After giving it a second chance, it soon became my most-played game and one of my favorites.
When Ticket to Ride: New York was announced in 2018 and promised to be a 15-minute express version of its predecessor, I’ll admit I was skeptical. How could they possibly distill the complete Ticket to Ride experience into such a quick game?
I should have known better than to doubt because that’s exactly what designer Alan R. Moon did.
Ticket to Ride: New York is an excellent tapered-down version of Ticket to Ride. Its rules and gameplay are simple, but it works well for those times when you want a route-building game that won’t burn your brain or take too long.
Ticket to Ride: New York is also even easier to get into than Ticket to Ride. Moreover, because NewYork is an express version, the stakes — and the scores — aren’t as high, so having your route cut off or being blocked out of a location is not nearly as detrimental to your game.

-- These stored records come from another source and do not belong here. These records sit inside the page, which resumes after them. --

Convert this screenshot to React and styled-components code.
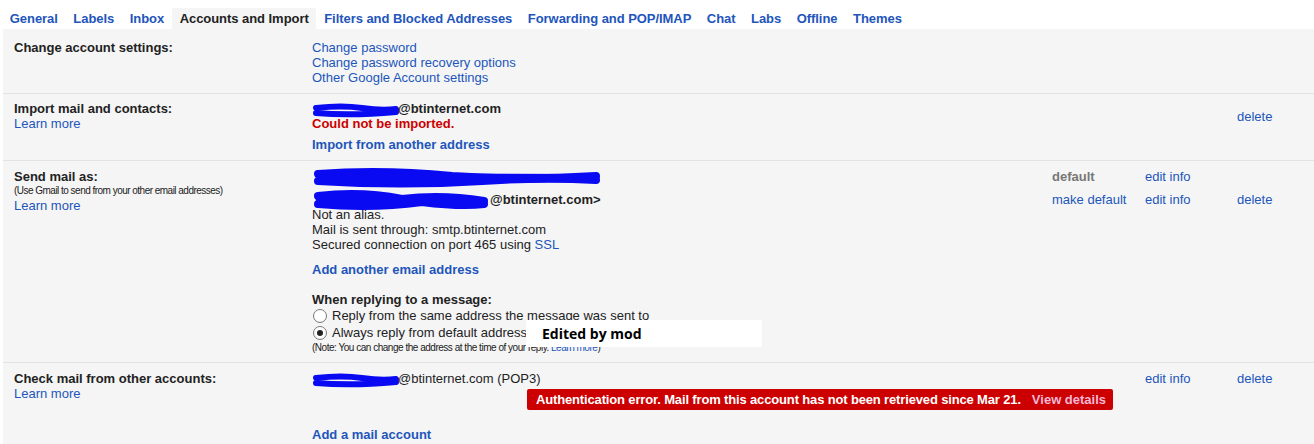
import React from 'react';
import styled, { createGlobalStyle } from 'styled-components';

const GlobalStyle = createGlobalStyle`
  html, body {
    margin: 0;
    padding: 0;
    background: #fff;
  }
  body {
    font-family: "Liberation Sans", Arial, sans-serif;
    font-size: 13px;
    color: #222;
  }
`;

const BLUE = '#2255bb';

const Page = styled.div`
  padding: 8px 0 0 2px;
`;

const Tabs = styled.div`
  display: flex;
  height: 21px;
`;

const Tab = styled.a`
  padding: 0 7.75px;
  line-height: 21px;
  font-weight: bold;
  text-decoration: none;
  white-space: nowrap;
  letter-spacing: -0.05px;
  color: ${p => (p.$active ? '#222' : BLUE)};
  background: ${p => (p.$active ? '#f5f5f5' : 'transparent')};
`;

const Panel = styled.div`
  margin-left: 1px;
  background: #f5f5f5;
`;

const Section = styled.div`
  display: grid;
  grid-template-columns: 298px 1fr;
  padding: ${p => p.$pad || '7px 0 8px 11px'};
  line-height: 15px;
  border-bottom: ${p => (p.$last ? 'none' : '1px solid #e3e3e3')};
`;

const Label = styled.div`
  font-weight: bold;
  color: #222;
`;

const Hint = styled.div`
  font-size: 10px;
  line-height: 14px;
  letter-spacing: -0.52px;
  color: #222;
`;

const Link = styled.a`
  display: ${p => (p.$inline ? 'inline' : 'block')};
  color: ${BLUE};
  text-decoration: none;
  font-weight: ${p => (p.$bold ? 'bold' : 'normal')};
  margin-top: ${p => p.$top || 0}px;
  cursor: pointer;
`;

const Content = styled.div`
  min-width: 0;
`;

const AccountRow = styled.div`
  display: flex;
  align-items: ${p => p.$align || 'flex-start'};
  margin-top: ${p => p.$top || 0}px;
`;

const Main = styled.div`
  flex: 1;
  min-width: 0;
`;

const Action = styled.div`
  width: ${p => p.$w}px;
  flex: none;
  color: ${p => (p.$muted ? '#777' : BLUE)};
  font-weight: ${p => (p.$muted ? 'bold' : 'normal')};
`;

const Email = styled.div`
  height: 15px;
  font-weight: ${p => (p.$bold ? 'bold' : 'normal')};
  white-space: nowrap;
`;

const ErrorText = styled.div`
  color: #cc0000;
  font-weight: bold;
`;

const Scribble = styled.svg`
  display: inline-block;
  vertical-align: middle;
  margin: -8px 0;
  overflow: visible;
`;

const ReplyBlock = styled.div`
  position: relative;
  margin-top: 15px;
`;

const Heading = styled.div`
  font-weight: bold;
`;

const RadioLine = styled.label`
  display: flex;
  align-items: center;
  gap: 5px;
  height: 17px;
`;

const Radio = styled.span`
  width: 12px;
  height: 12px;
  margin-left: 1px;
  border: 1px solid #7a7a7a;
  border-radius: 50%;
  background: radial-gradient(circle at 50% 40%, #fff 55%, #e6e6e6);
  position: relative;
  flex: none;

  &::after {
    content: '';
    display: ${p => (p.$checked ? 'block' : 'none')};
    position: absolute;
    left: 3px;
    top: 3px;
    width: 6px;
    height: 6px;
    border-radius: 50%;
    background: #222;
  }
`;

const Note = styled.div`
  font-size: 10px;
  line-height: 14px;
  letter-spacing: -0.48px;
  color: #222;
`;

const ModNotice = styled.div`
  position: absolute;
  left: 214px;
  top: 28px;
  width: 220px;
  height: 27px;
  padding-left: 16px;
  background: #fff;
  font-family: "Open Sans", "Noto Sans", sans-serif;
  font-weight: bold;
  font-size: 14px;
  line-height: 27px;
  color: #000;
`;

const Banner = styled.div`
  width: max-content;
  margin: 3px 0 0 215px;
  height: 21px;
  line-height: 21px;
  padding: 0 7px 0 9px;
  background: #cc0000;
  border-radius: 2px;
  color: #fff;
  font-weight: bold;
  letter-spacing: -0.15px;
  white-space: nowrap;
`;

const BannerLink = styled.span`
  margin-left: 11px;
  letter-spacing: 0;
  color: #f5b8d6;
`;

const strokes = {
  short: ['M4 5 Q30 2 50 5 T84 6', 'M4 10 Q40 13 84 9'],
  long: ['M6 6 Q70 1 140 8 Q210 13 284 8', 'M6 13 Q90 18 170 13 Q230 9 284 12', 'M10 9 L280 10'],
  mid: ['M6 6 Q50 1 90 9 Q130 4 172 11', 'M6 14 Q60 19 110 12 Q150 17 172 14', 'M8 10 L170 11']
};

const Redacted = ({ w, h, kind }) => (
  <Scribble width={w} height={h} viewBox={`0 0 ${w} ${h}`}>
    {strokes[kind].map((d, i) => (
      <path key={i} d={d} fill="none" stroke="#0a0af2" strokeWidth={h > 16 ? 8 : 6} strokeLinecap="round" />
    ))}
  </Scribble>
);

const tabs = [
  'General',
  'Labels',
  'Inbox',
  'Accounts and Import',
  'Filters and Blocked Addresses',
  'Forwarding and POP/IMAP',
  'Chat',
  'Labs',
  'Offline',
  'Themes'
];

export default function App() {
  return (
    <>
      <GlobalStyle />
      <Page>
        <Tabs>
          {tabs.map(t => (
            <Tab key={t} $active={t === 'Accounts and Import'}>
              {t}
            </Tab>
          ))}
        </Tabs>
        <Panel>
          <Section $pad="11px 0 8px 11px">
            <Label>Change account settings:</Label>
            <Content>
              <Link>Change password</Link>
              <Link>Change password recovery options</Link>
              <Link>Other Google Account settings</Link>
            </Content>
          </Section>

          <Section>
            <div>
              <Label>Import mail and contacts:</Label>
              <Link>Learn more</Link>
            </div>
            <Content>
              <AccountRow $align="center">
                <Main>
                  <Email $bold>
                    <Redacted w={86} h={14} kind="short" />
                    @btinternet.com
                  </Email>
                  <ErrorText>Could not be imported.</ErrorText>
                </Main>
                <Action $w={93} />
                <Action $w={92} />
                <Action $w={77}>delete</Action>
              </AccountRow>
              <Link $bold $top={6}>Import from another address</Link>
            </Content>
          </Section>

          <Section $pad="8px 0 7px 11px">
            <div>
              <Label>Send mail as:</Label>
              <Hint>(Use Gmail to send from your other email addresses)</Hint>
              <Link>Learn more</Link>
            </div>
            <Content>
              <AccountRow>
                <Main>
                  <Email $bold>
                    <Redacted w={290} h={20} kind="long" />
                  </Email>
                </Main>
                <Action $w={93} $muted>default</Action>
                <Action $w={92}>edit info</Action>
                <Action $w={77} />
              </AccountRow>
              <AccountRow $top={8}>
                <Main>
                  <Email $bold>
                    <Redacted w={178} h={22} kind="mid" />
                    @btinternet.com&gt;
                  </Email>
                  <div>Not an alias.</div>
                  <div>Mail is sent through: smtp.btinternet.com</div>
                  <div>
                    Secured connection on port 465 using <Link $inline>SSL</Link>
                  </div>
                </Main>
                <Action $w={93}>make default</Action>
                <Action $w={92}>edit info</Action>
                <Action $w={77}>delete</Action>
              </AccountRow>
              <Link $bold $top={10}>Add another email address</Link>
              <ReplyBlock>
                <Heading>When replying to a message:</Heading>
                <RadioLine>
                  <Radio />
                  Reply from the same address the message was sent to
                </RadioLine>
                <RadioLine>
                  <Radio $checked />
                  Always reply from default address
                </RadioLine>
                <Note>
                  (Note: You can change the address at the time of your reply. <Link $inline>Learn more</Link>)
                </Note>
                <ModNotice>Edited by mod</ModNotice>
              </ReplyBlock>
            </Content>
          </Section>

          <Section $last $pad="8px 0 8px 11px">
            <div>
              <Label>Check mail from other accounts:</Label>
              <Link>Learn more</Link>
            </div>
            <Content>
              <AccountRow>
                <Main>
                  <Email>
                    <Redacted w={86} h={14} kind="short" />
                    @btinternet.com (POP3)
                  </Email>
                  <Banner>
                    Authentication error. Mail from this account has not been retrieved since Mar 21.
                    <BannerLink>View details</BannerLink>
                  </Banner>
                </Main>
                <Action $w={93} />
                <Action $w={92}>edit info</Action>
                <Action $w={77}>delete</Action>
              </AccountRow>
              <Link $bold $top={17}>Add a mail account</Link>
            </Content>
          </Section>
        </Panel>
      </Page>
    </>
  );
}
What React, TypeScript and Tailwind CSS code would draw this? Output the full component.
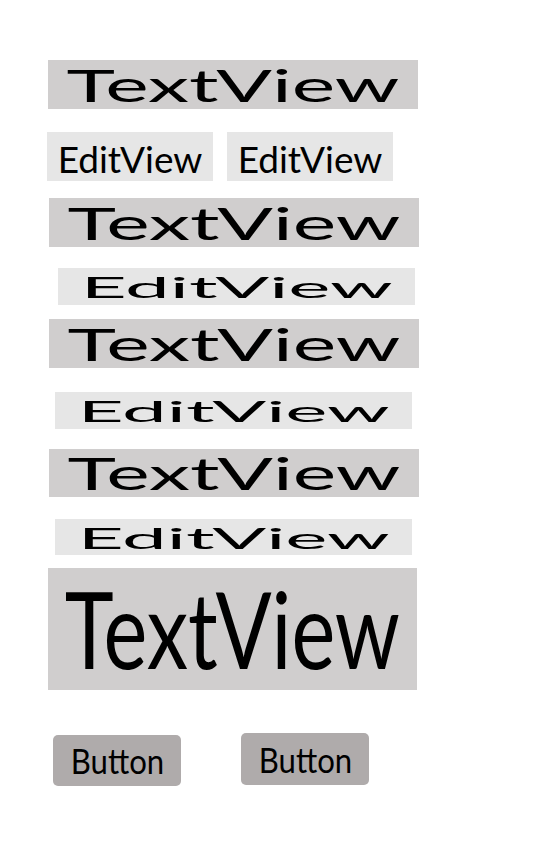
import React from "react";

const TV_BG = "bg-[#d0cece]";

function WideTextView({ ml, h = "h-[49px]" }: { ml: string; h?: string }) {
  return (
    <div className={`${ml} w-[370px] ${h} ${TV_BG} flex items-center justify-center`}>
      <span className="inline-block whitespace-nowrap leading-none text-black text-[44px] scale-x-[1.87]">TextView</span>
    </div>
  );
}

function WideEditView({ ml, h = "h-[37px]" }: { ml: string; h?: string }) {
  return (
    <div className={`${ml} w-[357px] ${h} bg-[#e6e6e6] flex items-center justify-center`}>
      <span className="inline-block whitespace-nowrap leading-none text-black text-[29px] scale-x-[2.75]">EditView</span>
    </div>
  );
}

function Button({ extra }: { extra: string }) {
  return (
    <div className={`${extra} w-[128px] rounded-[5px] bg-[#afabab] flex items-center justify-center`}>
      <span className="inline-block whitespace-nowrap leading-none text-black text-[35px] scale-x-[0.89]">Button</span>
    </div>
  );
}

export default function App() {
  return (
    <div className="w-[540px] h-[864px] bg-white flex flex-col font-['Lato','Open_Sans',sans-serif]">
      <div className="mt-[60px]">
        <WideTextView ml="ml-[48px]" />
      </div>
      <div className="mt-[23px] ml-[47px] flex gap-[14px]">
        <div className="w-[166px] h-[49px] pt-[3px] bg-[#e6e6e6] flex items-center justify-center">
          <span className="leading-none text-black text-[37px] whitespace-nowrap">EditView</span>
        </div>
        <div className="w-[166px] h-[49px] pt-[3px] bg-[#e6e6e6] flex items-center justify-center">
          <span className="leading-none text-black text-[37px] whitespace-nowrap">EditView</span>
        </div>
      </div>
      <div className="mt-[17px]">
        <WideTextView ml="ml-[49px]" />
      </div>
      <div className="mt-[21px]">
        <WideEditView ml="ml-[58px]" />
      </div>
      <div className="mt-[14px]">
        <WideTextView ml="ml-[49px]" />
      </div>
      <div className="mt-[24px]">
        <WideEditView ml="ml-[55px]" />
      </div>
      <div className="mt-[20px]">
        <WideTextView ml="ml-[49px]" h="h-[48px]" />
      </div>
      <div className="mt-[22px]">
        <WideEditView ml="ml-[55px]" h="h-[36px]" />
      </div>
      <div className="mt-[13px] ml-[48px] w-[369px] h-[122px] pb-[4px] bg-[#d0cece] flex items-center justify-center">
        <span className="inline-block whitespace-nowrap leading-none text-black text-[107px] scale-x-[0.775]">TextView</span>
      </div>
      <div className="mt-[43px] flex items-start">
        <Button extra="ml-[53px] mt-[2px] h-[51px]" />
        <Button extra="ml-[60px] h-[52px]" />
      </div>
    </div>
  );
}
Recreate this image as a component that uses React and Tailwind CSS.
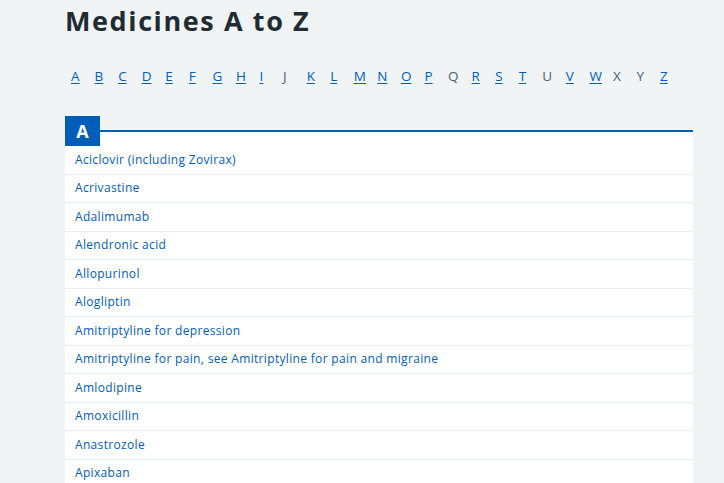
import React from "react";

const letters = "ABCDEFGHIJKLMNOPQRSTUVWXYZ".split("");
const inactive = new Set(["J", "Q", "U", "X", "Y"]);
const items = [
  "Aciclovir (including Zovirax)",
  "Acrivastine",
  "Adalimumab",
  "Alendronic acid",
  "Allopurinol",
  "Alogliptin",
  "Amitriptyline for depression",
  "Amitriptyline for pain, see Amitriptyline for pain and migraine",
  "Amlodipine",
  "Amoxicillin",
  "Anastrozole",
  "Apixaban",
];

export default function App() {
  return (
    <div
      className="w-[724px] h-[483px] overflow-hidden bg-[#f0f4f5]"
      style={{ fontFamily: '"Open Sans", "Noto Sans", sans-serif' }}
    >
      <div className="ml-[65px] w-[628px]">
        <h1 className="pt-[3px] text-[27px] leading-[36px] font-bold text-[#212b32] tracking-[1.6px]">
          Medicines A to Z
        </h1>
        <nav className="mt-[28px] flex pl-[6px]">
          {letters.map((l) => (
            <span key={l} className="w-[23.57px] text-[13.5px] leading-[18px]">
              {inactive.has(l) ? (
                <span className="text-[#4c6272]">{l}</span>
              ) : (
                <a className="text-[#005eb8] underline underline-offset-[2px]">{l}</a>
              )}
            </span>
          ))}
        </nav>
        <div className="mt-[31px] relative">
          <div className="h-[16px] border-b-2 border-[#005eb8]" />
          <div className="absolute left-0 top-0 w-[35px] h-[30px] bg-[#005eb8] text-white font-bold text-[18px] leading-[30px] text-center">
            A
          </div>
          <ul className="bg-white pt-[14px]">
            {items.map((it) => (
              <li
                key={it}
                className="h-[28.5px] border-b border-[#e8edee] pl-[10px] flex items-center text-[12px] tracking-[0.33px] text-[#005eb8]"
              >
                {it}
              </li>
            ))}
          </ul>
        </div>
      </div>
    </div>
  );
}
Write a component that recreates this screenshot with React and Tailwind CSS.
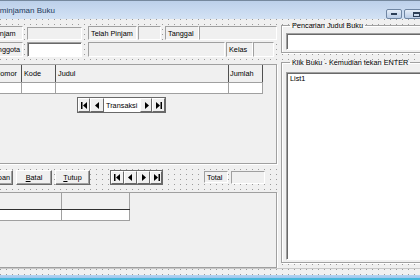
import React from 'react';

// VB6 form designer: "Peminjaman Buku"
const sunken = 'border border-t-[#a0a0a0] border-l-[#a0a0a0] border-b-white border-r-white';
const raised = 'border border-t-white border-l-white border-b-[#696969] border-r-[#696969] bg-[#f0f0f0]';
const dots = 'bg-[radial-gradient(circle_at_0.5px_0.5px,#9a9a9a_0.7px,transparent_0.8px)] bg-[length:6px_5px]';

const Glyph = ({ type }) => {
  const shapes = {
    first: (
      <>
        <rect x="0" y="0" width="1.5" height="7" />
        <polygon points="6,0 2,3.5 6,7" />
      </>
    ),
    prev: <polygon points="5,0 1,3.5 5,7" />,
    next: <polygon points="2,0 6,3.5 2,7" />,
    last: (
      <>
        <polygon points="1,0 5,3.5 1,7" />
        <rect x="5.5" y="0" width="1.5" height="7" />
      </>
    ),
  };
  return (
    <svg width="7" height="7" viewBox="0 0 7 7" fill="#000">
      {shapes[type]}
    </svg>
  );
};

const NavButton = ({ type, className = '' }) => (
  <div className={`${raised} flex items-center justify-center ${className}`}>
    <Glyph type={type} />
  </div>
);

const Label = ({ children, className = '' }) => (
  <div className={`${sunken} bg-[#f0f0f0] pl-[2px] pt-[2px] ${className}`}>{children}</div>
);

const Button = ({ children, className = '' }) => (
  <div className={`${raised} flex items-center justify-center shadow-[inset_-1px_-1px_0_#a0a0a0] ${className}`}>
    {children}
  </div>
);

export default function App() {
  return (
    <div className="w-[420px] h-[280px] overflow-hidden bg-[#f0f0f0] flex flex-col font-['Liberation_Sans',Arial,sans-serif] text-[7.3px] leading-[9px] text-black">
      {/* title bar */}
      <div className="h-[19px] shrink-0 flex items-center border-t border-[#75889d] bg-[linear-gradient(#bcd0ea,#d3e2f4)]">
        <span className="ml-[-10px] text-[8px] text-[#1f3a5c]">Peminjaman Buku</span>
        <div className="ml-auto flex items-start self-start mt-[8px] gap-[2px] mr-[-8px]">
          <div className="w-[16px] h-[10px] rounded-[2px] border border-[#6f86a3] bg-[linear-gradient(#e6eef8,#b9cce6)] flex items-center justify-center">
            <div className="w-[6px] h-[2px] bg-[#2d3f57]" />
          </div>
          <div className="w-[24px] h-[10px] rounded-[2px] border border-[#6f86a3] bg-[linear-gradient(#e6eef8,#b9cce6)] flex items-center justify-center">
            <div className="w-[7px] h-[5px] border border-t-2 border-[#2d3f57]" />
          </div>
        </div>
      </div>

      {/* form body */}
      <div className={`h-[249px] shrink-0 flex ${dots}`}>
        {/* left column */}
        <div className="ml-[-24px] w-[301px] shrink-0 flex flex-col">
          <div className="mt-[7px] h-[14px] flex items-start">
            <Label className="ml-[3px] w-[44px] h-[14px]">No Pinjam</Label>
            <div className={`${sunken} ml-[4px] w-[55px] h-[13px] mt-px bg-[#f0f0f0]`} />
            <Label className="ml-[6px] w-[49px] h-[14px]">Telah Pinjam</Label>
            <div className={`${sunken} ml-px w-[23px] h-[14px] bg-[#f0f0f0]`} />
            <Label className="ml-[4px] w-[34px] h-[14px]">Tanggal</Label>
            <div className={`${sunken} w-[78px] h-[14px] bg-[#f0f0f0]`} />
          </div>
          <div className="mt-[2px] h-[15px] flex items-start">
            <Label className="ml-[3px] w-[44px] h-[15px]">No Anggota</Label>
            <div className={`${sunken} ml-[4px] w-[55px] h-[15px] bg-white shadow-[inset_1px_1px_0_#696969]`} />
            <div className={`${sunken} ml-[6px] w-[137px] h-[15px] bg-[#f0f0f0]`} />
            <Label className="ml-px w-[27px] h-[15px]">Kelas</Label>
            <div className={`${sunken} w-[21px] h-[15px] bg-[#f0f0f0]`} />
          </div>

          {/* upper frame with grid */}
          <div className="mt-[7px] h-[100px] border border-[#a0a0a0] shadow-[1px_1px_0_#fff] bg-[#f0f0f0] flex flex-col">
            <div className="ml-[15px] w-[271px] flex flex-col">
              <div className="h-[18px] flex border-b border-[#a0a0a0]">
                <div className="w-[30px] pl-[3px] flex items-center border-r border-[#505050]">Nomor</div>
                <div className="w-[34px] pl-[2px] flex items-center border-r border-[#505050]">Kode</div>
                <div className="w-[173px] pl-[2px] flex items-center border-r border-[#505050]">Judul</div>
                <div className="w-[34px] pl-[1px] flex items-center border-r border-[#505050]">Jumlah</div>
              </div>
              <div className="h-[11px] flex bg-white border-b border-[#a0a0a0]">
                <div className="w-[30px] border-r border-[#a0a0a0]" />
                <div className="w-[34px] border-r border-[#a0a0a0]" />
                <div className="w-[173px] border-r border-[#a0a0a0]" />
                <div className="w-[34px] border-r border-[#a0a0a0]" />
              </div>
            </div>
            <div className="mt-[3px] ml-[100px] w-[89px] h-[16px] flex border border-[#696969]">
              <NavButton type="first" className="w-[12px]" />
              <NavButton type="prev" className="w-[14px]" />
              <div className="flex-1 bg-white flex items-center pl-[2px]">Transaksi</div>
              <NavButton type="next" className="w-[12px]" />
              <NavButton type="last" className="w-[13px]" />
            </div>
          </div>

          {/* command buttons */}
          <div className="mt-[6px] h-[15px] flex items-start">
            <Button className="ml-px w-[36px] h-[15px] !justify-end pr-[2px]"><span><u>S</u>impan</span></Button>
            <Button className="ml-[3px] w-[36px] h-[15px]"><span><u>B</u>atal</span></Button>
            <Button className="ml-[3px] w-[35px] h-[15px]"><span><u>T</u>utup</span></Button>
            <div className="ml-[20px] w-[53px] h-[15px] flex border border-[#696969]">
              <NavButton type="first" className="w-[13px]" />
              <NavButton type="prev" className="w-[13px]" />
              <NavButton type="next" className="w-[13px]" />
              <NavButton type="last" className="flex-1" />
            </div>
            <Label className="ml-[41px] mt-px w-[24px] h-[12px] !pt-px">Total</Label>
            <div className={`${sunken} ml-[3px] mt-px w-[34px] h-[13px] bg-[#f0f0f0]`} />
          </div>

          {/* lower frame with grid */}
          <div className="mt-[7px] h-[76px] border border-[#a0a0a0] shadow-[1px_1px_0_#fff] bg-[#f0f0f0]">
            <div className="ml-[15px] w-[138px] flex flex-col">
              <div className="h-[17px] flex border-b border-[#303030]">
                <div className="w-[70px] border-r border-[#a0a0a0]" />
                <div className="w-[68px] border-r border-[#a0a0a0]" />
              </div>
              <div className="h-[11px] flex bg-white border-b border-[#a0a0a0]">
                <div className="w-[70px] border-r border-[#a0a0a0]" />
                <div className="w-[68px] border-r border-[#a0a0a0]" />
              </div>
            </div>
          </div>
        </div>

        {/* right column */}
        <div className="ml-[4px] w-[160px] shrink-0 flex flex-col">
          <fieldset className="mt-[2px] border border-[#a0a0a0] shadow-[inset_1px_1px_0_#fff,1px_1px_0_#fff] bg-[#f0f0f0] pl-[4px] pb-[2px]">
            <legend className="ml-[4px] px-[2px] leading-[9px]">Pencarian Judul Buku</legend>
            <div className={`${sunken} mt-[3px] h-[17px] bg-white shadow-[inset_1px_1px_0_#696969]`} />
          </fieldset>
          <fieldset className="mt-[5px] border border-[#a0a0a0] shadow-[inset_1px_1px_0_#fff,1px_1px_0_#fff] bg-[#f0f0f0] pl-[4px] pb-[2px]">
            <legend className="ml-[4px] px-[2px] leading-[9px]">Klik Buku - Kemudian tekan ENTER</legend>
            <div className={`${sunken} mt-[5px] h-[188px] bg-white shadow-[inset_1px_1px_0_#696969] pl-[3px] pt-[1px]`}>List1</div>
          </fieldset>
        </div>
      </div>

      {/* bottom edge */}
      <div className="h-px shrink-0 bg-[#c8c8c8]" />
      <div className={`h-[6px] shrink-0 ${dots}`} />
      <div className="flex-1 bg-[linear-gradient(#b3d3f2,#9cc6ee)] border-b-2 border-[#48b7da]" />
    </div>
  );
}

The trickiest part for me about Ticket to Ride: New York compared to the original game is wrapping my head around its strategy.
In Ticket to Ride, I’m used to completing a long, continuous route network that hits key locations to score big points at the end of the game. In Ticket to Ride: New York, this strategy doesn’t come into play — and usually, when I try to implement it, I lose.
Having a single long route network doesn’t matter; branching routes usually work more in your favor. Drawing Destination Tickets, too, are more difficult to complete, given how few trains you have and how quickly the game plays out.
These aren’t complaints against the game or its design; simply, it takes some adjusting before you can feel the same level of satisfaction and accomplishment in New York as you would in Ticket to Ride.
Ticket to Ride: New York captures the Ticket to Ride essence well in a quick-playing, easy-to-learn gameplay experience.
It by no means will replace Ticket to Ride — on my shelf or in my heart — but I’m happy that it exists, so I can get my route-building train game fix no matter the occasion or players around the table.